PETER: I also think that to a lot of people, culture has become like tourism. Instead of visiting London, you put on an Oasis record, or you go see Sensation at the Brooklyn Museum.
BRIAN: Cuban music is a good example of that. How many people, Americans especially, have been to Cuba? Very few. But somehow that culture has come to represent sexy, sophisticated life. And it’s all based on four records!
PETER: This gets us into the idea of importing the exotic while ignoring the reality.
BRIAN: When David Byrne and I released My Life in the Bush of Ghosts, I felt that there were so many things wrong with it. I had just started to get what rhythm was about. I had just become aware that there were people who did it a whole lot better than I did. The Village Voice reviewed it, and the only other review on the page was of a record by a black punk group from Harlem. They had appropriated all of the clichés of punk music and were praised roundly, while we were condemned as being neocolonialists.
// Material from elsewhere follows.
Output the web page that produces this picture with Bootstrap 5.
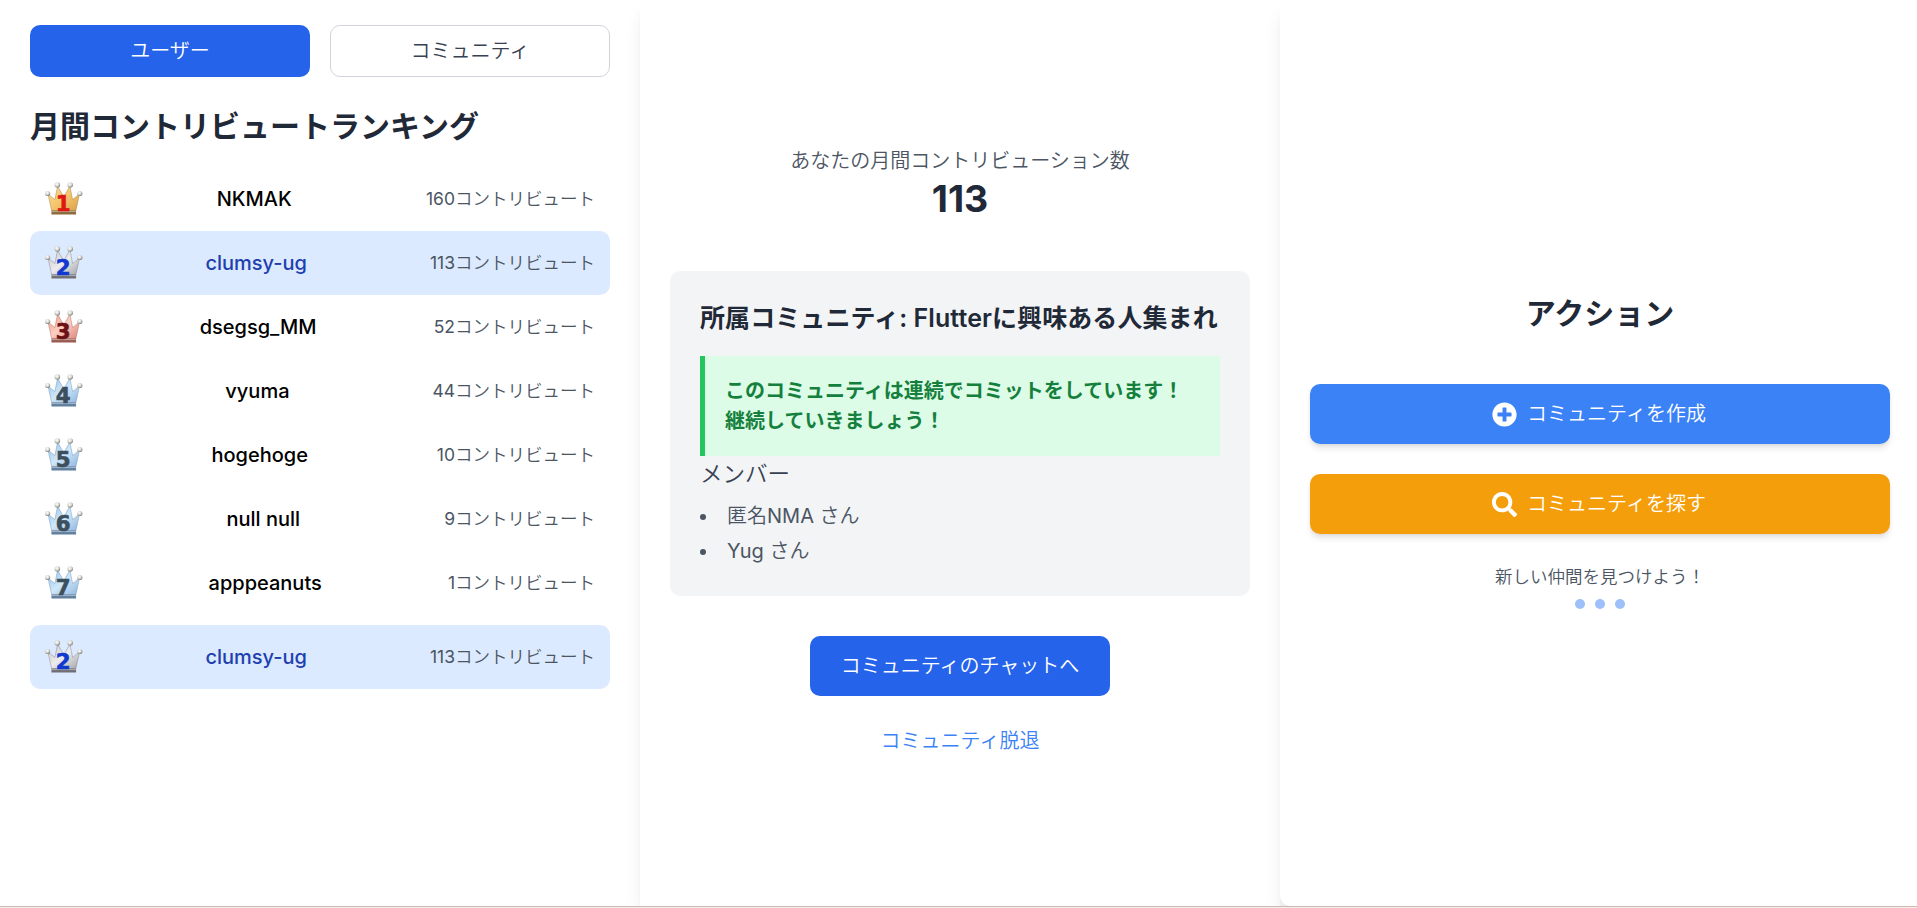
<!DOCTYPE html>
<html lang="ja">
<head>
<meta charset="utf-8">
<meta name="viewport" content="width=device-width, initial-scale=1">
<title>コントリビュートランキング</title>
<link href="https://cdn.jsdelivr.net/npm/bootstrap@5.3.0/dist/css/bootstrap.min.css" rel="stylesheet">
<style>
  body { font-family: Inter, "Noto Sans CJK JP DemiLight", "Noto Sans CJK JP Light", "Noto Sans CJK JP", sans-serif; font-size: 20px; line-height: 30px; font-weight: 400; color: #000; background: #f5eeea; overflow: hidden; }
  .board { width: 1920px; height: 907px; border-bottom: 1px solid #c9bab2; background: #fff; overflow: hidden; }
  .panel { width: 640px; padding: 0 30px 5px; background: #fff; position: relative; box-shadow: 0 12.5px 18.75px -3.75px rgba(0,0,0,.1), 0 5px 7.5px -5px rgba(0,0,0,.1); }
  .panel-rank { padding-top: 25px; box-shadow: none; }
  .panel-action { border-radius: 10px 0 0 10px; padding-bottom: 3px; }
  .tab-btn { height: 52px; border-radius: 10px; font-size: 20px; line-height: 30px; padding: 0; }
  .fill-blue, .fill-blue:hover { background: #2563eb; color: #fff; }
  .outline-gray { border: 1px solid #d1d5db; color: #374151; background: #fff; }
  .title-lg { font-family: Inter, "Noto Sans CJK JP", sans-serif; font-size: 30px; line-height: 38px; padding-bottom: 2px; font-weight: 700; color: #1f2937; margin: 0; }
  .rank-row { height: 64px; padding: 0 15px; border-radius: 10px; }
  .rank-row.mine { background: #dbeafe; }
  .rank-name { font-weight: 500; }
  .mine .rank-name { color: #1e40af; }
  .rank-count { font-size: 17.5px; line-height: 25px; color: #4b5563; padding-bottom: 1px; }
  .crown { width: 37.5px; height: 34px; display: block; }
  .crown text { font: 700 20px "DejaVu Sans", sans-serif; }
  .ink-600 { color: #4b5563; }
  .ink-700 { color: #374151; }
  .total { font-size: 37.5px; line-height: 45px; font-weight: 700; color: #1f2937; }
  .club { background: #f3f4f6; border-radius: 10px; padding: 30px; }
  .club-title { font-family: Inter, "Noto Sans CJK JP", sans-serif; font-size: 25px; line-height: 34px; padding-bottom: 1px; font-weight: 600; color: #1f2937; margin: 0 0 20px; white-space: nowrap; letter-spacing: .08px; }
  .streak { font-family: Inter, "Noto Sans CJK JP", sans-serif; background: #dcfce7; border-left: 5px solid #22c55e; padding: 20px; color: #15803d; font-weight: 700; }
  .member-title { font-size: 22.5px; line-height: 35px; font-weight: 400; margin: 0 0 10px; }
  .member-list { list-style: disc inside; padding: 0; margin: 0; }
  .member-list li + li { margin-top: 5px; }
  .chat-btn { width: 300px; height: 60px; border-radius: 10px; font-size: 20px; padding: 0; margin-top: 40px; }
  .leave-link { color: #3b82f6; margin-top: 30px; }
  .act-btn { height: 60px; border-radius: 10px; color: #fff; font-size: 20px; gap: 10px; padding: 0 2px 0 0; box-shadow: 0 5px 7.5px -1.25px rgba(0,0,0,.1), 0 2.5px 5px -2.5px rgba(0,0,0,.1); }
  .act-btn svg { width: 25px; height: 25px; }
  .act-create, .act-create:hover { background: #3b82f6; color: #fff; }
  .act-find, .act-find:hover { background: #f59e0b; color: #fff; }
  .hint { font-size: 17.5px; line-height: 25px; }
  .pulse-dot { width: 10px; height: 10px; border-radius: 50%; background: #9dc0fb; }
</style>
</head>
<body>
<svg width="0" height="0" class="position-absolute" aria-hidden="true">
  <defs>
    <linearGradient id="gold" x1="0" y1="0" x2="1" y2="1"><stop offset="0" stop-color="#f8dfa0"/><stop offset=".5" stop-color="#f6c56c"/><stop offset="1" stop-color="#d9a04a"/></linearGradient>
    <linearGradient id="silver" x1="0" y1="0" x2="1" y2="1"><stop offset="0" stop-color="#c6c6c8"/><stop offset=".5" stop-color="#ececee"/><stop offset="1" stop-color="#a4a4a8"/></linearGradient>
    <linearGradient id="bronze" x1="0" y1="0" x2="1" y2="1"><stop offset="0" stop-color="#f09c8a"/><stop offset=".5" stop-color="#fbcfc2"/><stop offset="1" stop-color="#dd8577"/></linearGradient>
    <linearGradient id="ice" x1="0" y1="0" x2="1" y2="1"><stop offset="0" stop-color="#93c3ee"/><stop offset=".5" stop-color="#cfe8fa"/><stop offset="1" stop-color="#8fb5dc"/></linearGradient>
    <radialGradient id="pearl" cx=".4" cy=".35" r=".65"><stop offset="0" stop-color="#fff"/><stop offset=".55" stop-color="#d6d6d0"/><stop offset="1" stop-color="#80807a"/></radialGradient>
  </defs>
</svg>

<main class="board d-flex">
  <section class="panel panel-rank flex-shrink-0">
    <div class="d-flex" style="gap:20px">
      <button class="btn tab-btn fill-blue flex-fill w-50 border-0">ユーザー</button>
      <button class="btn tab-btn outline-gray flex-fill w-50">コミュニティ</button>
    </div>
    <h2 class="title-lg" style="margin:30px 0 20px">月間コントリビュートランキング</h2>
    <div id="ranking"></div>
    <div id="myrank" style="margin-top:10px"></div>
  </section>

  <section class="panel flex-shrink-0 d-flex flex-column align-items-center justify-content-center">
    <div class="ink-600">あなたの月間コントリビューション数</div>
    <div class="total" style="margin-bottom:50px">113</div>
    <div class="club w-100">
      <h3 class="club-title">所属コミュニティ: Flutterに興味ある人集まれ</h3>
      <div class="streak">このコミュニティは連続でコミットをしています！<br>継続していきましょう！</div>
      <h4 class="member-title ink-700">メンバー</h4>
      <ul class="member-list ink-600">
        <li>匿名NMA さん</li>
        <li>Yug さん</li>
      </ul>
    </div>
    <button class="btn chat-btn fill-blue border-0">コミュニティのチャットへ</button>
    <a href="#" class="leave-link text-decoration-none">コミュニティ脱退</a>
  </section>

  <section class="panel panel-action flex-shrink-0 d-flex flex-column align-items-center justify-content-center">
    <h2 class="title-lg" style="margin-bottom:50px">アクション</h2>
    <button class="btn act-btn act-create border-0 w-100 d-flex align-items-center justify-content-center">
      <svg viewBox="0 0 512 512" fill="currentColor" aria-hidden="true"><path d="M256 8C119 8 8 119 8 256s111 248 248 248 248-111 248-248S393 8 256 8zm144 276c0 6.600-5.400 12-12 12h-92v92c0 6.600-5.400 12-12 12h-56c-6.600 0-12-5.400-12-12v-92h-92c-6.600 0-12-5.400-12-12v-56c0-6.600 5.400-12 12-12h92v-92c0-6.600 5.400-12 12-12h56c6.600 0 12 5.400 12 12v92h92c6.600 0 12 5.400 12 12v56z"/></svg>
      <span>コミュニティを作成</span>
    </button>
    <button class="btn act-btn act-find border-0 w-100 d-flex align-items-center justify-content-center" style="margin-top:30px">
      <svg viewBox="0 0 512 512" fill="currentColor" aria-hidden="true"><path d="M505 442.700L405.300 343c-4.500-4.500-10.600-7-17-7H372c27.600-35.300 44-79.700 44-128C416 93.100 322.900 0 208 0S0 93.100 0 208s93.100 208 208 208c48.300 0 92.700-16.400 128-44v16.300c0 6.400 2.500 12.500 7 17l99.700 99.700c9.400 9.400 24.600 9.400 33.900 0l28.300-28.300c9.400-9.400 9.400-24.600.1-34zM208 336c-70.700 0-128-57.200-128-128 0-70.700 57.200-128 128-128 70.700 0 128 57.200 128 128 0 70.700-57.200 128-128 128z"/></svg>
      <span>コミュニティを探す</span>
    </button>
    <div class="hint ink-600" style="margin-top:30px">新しい仲間を見つけよう！</div>
    <div class="d-flex" style="gap:10px;margin-top:10px">
      <span class="pulse-dot"></span><span class="pulse-dot"></span><span class="pulse-dot"></span>
    </div>
  </section>
</main>

<script src="https://cdn.jsdelivr.net/npm/bootstrap@5.3.0/dist/js/bootstrap.bundle.min.js"></script>
<script>
  const styles = {
    1: ['gold', '#dd1a12', '#8a6a3a'], 2: ['silver', '#1238d0', '#707074'], 3: ['bronze', '#6b1216', '#9a5a50'],
    ice: ['ice', '#3d4f5c', '#5f7f9f']
  };
  const crown = n => {
    const [fill, ink, edge] = styles[n] || styles.ice;
    return `<svg class="crown" viewBox="0 0 38 34" preserveAspectRatio="none">
      <path d="M3 12 L10 17.500 L12.800 4 L19 15 L25.200 4 L28 17.500 L35 12 L31.300 28.500 H6.700Z" fill="url(#${fill})" stroke="${edge}" stroke-width=".6" stroke-opacity=".65"/>
      <path d="M6.500 28.500H31.500V32.500H6.500Z" fill="${edge}"/><path d="M6.500 29.600H31.500" stroke="#fff" stroke-opacity=".45"/>
      <g fill="url(#pearl)"><circle cx="12.500" cy="3" r="2.800"/><circle cx="25.500" cy="3" r="2.800"/><circle cx="2.700" cy="11.500" r="2.600"/><circle cx="35.300" cy="11.500" r="2.600"/></g>
      <text transform="translate(18.300 29) scale(1.080 1.040)" text-anchor="middle" fill="${ink}" stroke="${ink}" stroke-width=".6">${n}</text></svg>`;
  };
  const row = ([n, name, count]) => `<div class="rank-row d-flex align-items-center justify-content-between${name === 'clumsy-ug' ? ' mine' : ''}">
      ${crown(n)}<span class="rank-name">${name}</span><span class="rank-count">${count}コントリビュート</span></div>`;
  const users = [[1,'NKMAK',160],[2,'clumsy-ug',113],[3,'dsegsg_MM',52],[4,'vyuma',44],[5,'hogehoge',10],[6,'null null',9],[7,'apppeanuts',1]];
  document.getElementById('ranking').innerHTML = users.map(row).join('');
  document.getElementById('myrank').innerHTML = row(users[1]);
</script>
</body>
</html>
PETER: My Life in the Bush of Ghosts struck me as being the opposite of neocolonial. There were things like Islamic Maqam singing on it, but it was right after the Iran Hostage crisis and it was like, “There are all these people out there, and their worldview is not the same as ours in the west. And we should listen.” At the same time, the album referenced this new American landscape that not only included technology, but also right wing preachers.
BRIAN: As an English person living in America in the early-’80s, I was much more receptive than a native would have been. I didn’t have many friends there, so I would just listen to the radio. There were complete lunatics on the airwaves — people whose views seemed so objectionable. I started recording them just because I wanted to show my friends in England what people in America were listening to.
PETER: I also used to tape things off the radio at that time. Maybe that’s why I responded to that record so immediately. We probably weren’t the only ones recording off the radio, but you were able to make a work of art out of it.
BRIAN: I already saw it as art, so I only needed to put a little context around it and it was dynamite. It was like discovering a totally exotic culture where I never expected one. I’d just been to Thailand before moving to America, and it was far less foreign to me than New York turned out to be.
PETER: Your trajectory from the early ‘70s to the mid-’80s seemed to encompass all the things that would become postmodernism in the ’80s. You went from an exploration of sexual personae, to skepticism about the emotional authenticity of pop music, to experiments that later became known as ambient music, and then an involvement with world music. You covered it all.
BRIAN: Things always look much more calculated in retrospect. I agree that you can draw a line through the things that I did, but at the time they all seemed chaotic to me. I just kept thinking, “When am I going to find out what I actually do?” I still think that actually.
PETER: Isn’t that a rather old-fashioned thing to worry about? [laughs]
BRIAN: I know. But it’s interesting that within one head there can be this childlike fascination with doing everything and the adult saying, “Why don’t you ever tidy up in here?”